Nous ne savons pas ce que signifiaient ces deux statues dont il ne reste aucun vestige ; mais toutes les statues dont Rome était remplie, le Panthéon et tous les temples consacrés à tous les dieux subalternes, et même aux douze grands dieux, n’empêchèrent jamais que Deus optimus maximus, Dieu très bon et très grand, ne fût reconnu dans tout l’empire.

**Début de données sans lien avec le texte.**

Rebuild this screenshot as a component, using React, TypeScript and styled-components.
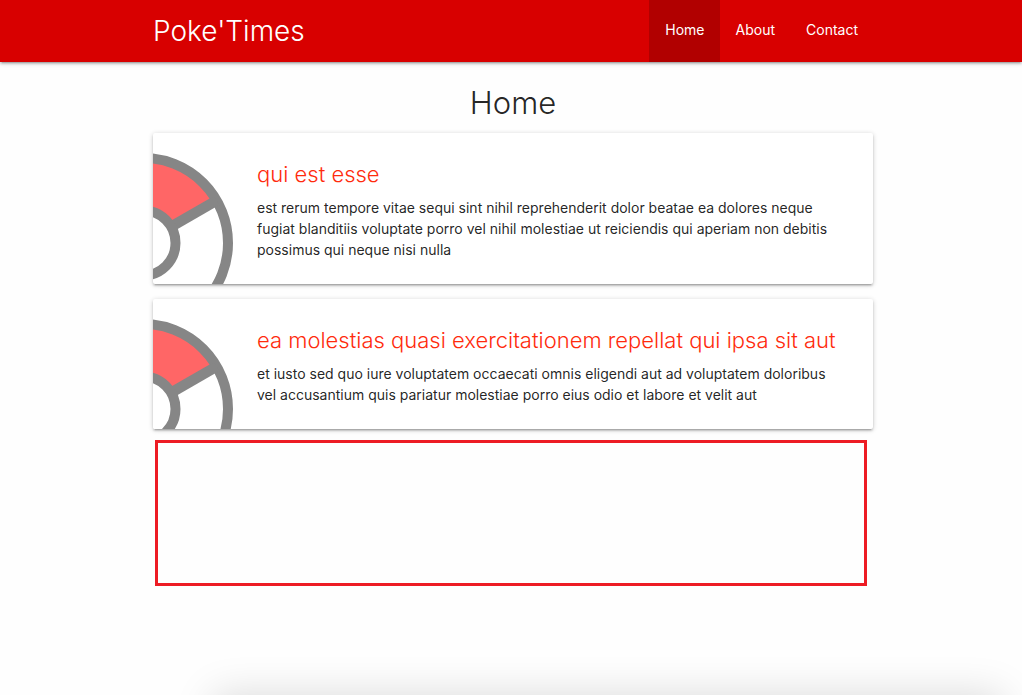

Le malheur des Romains était donc d’avoir ignoré la loi mosaïque, et ensuite d’ignorer la loi des disciples de notre Sauveur Jésus-Christ, de n’avoir pas eu la foi, d’avoir mêlé au culte d’un Dieu suprême le culte de Mars, de Vénus, de Minerve, d’Apollon, qui n’existaient pas, et d’avoir conservé cette religion jusqu’au temps des Théodoses. Heureusement les Goths, les Huns, les Vandales, les Hérules, les Lombards, les Francs, qui détruisirent cet empire, se soumirent à la vérité et jouirent d’un bonheur qui fut refusé aux Scipion, aux Caton, aux Métellus, aux Emile, aux Cicéron, aux Varron, aux Virgile et aux Horace (6).
Tous ces grands hommes ont ignoré Jésus-Christ, qu’ils ne pouvaient connaître ; mais ils n’ont point adoré le diable, comme le répètent tous les jours tant de pédants. Comment auraient-ils adoré le diable, puisqu’ils n’en avaient jamais entendu parler ?
1 – Voltaire expose dans cet article ce que l’école de Diderot appelait le rituel de Ferney. (G.A.)
2 – Voyez l’article IDÉE. (K.)
3 – Voyez l’article INFINI.
4 – Le prétendu Jupiter, né en Crète, n’était qu’une fable historique ou poétique, comme celle des autres dieux. Jovis, depuis Jupiter, était la traduction du mot grec Zeus ; et Zeus était la traduction du mot phénicien Jéhova.
5 – Traduction de Dubois, précepteur du dernier duc de Guise.
6 – Voyez les articles IDOLES, IDOLÂTRE, IDOLÂTRIE.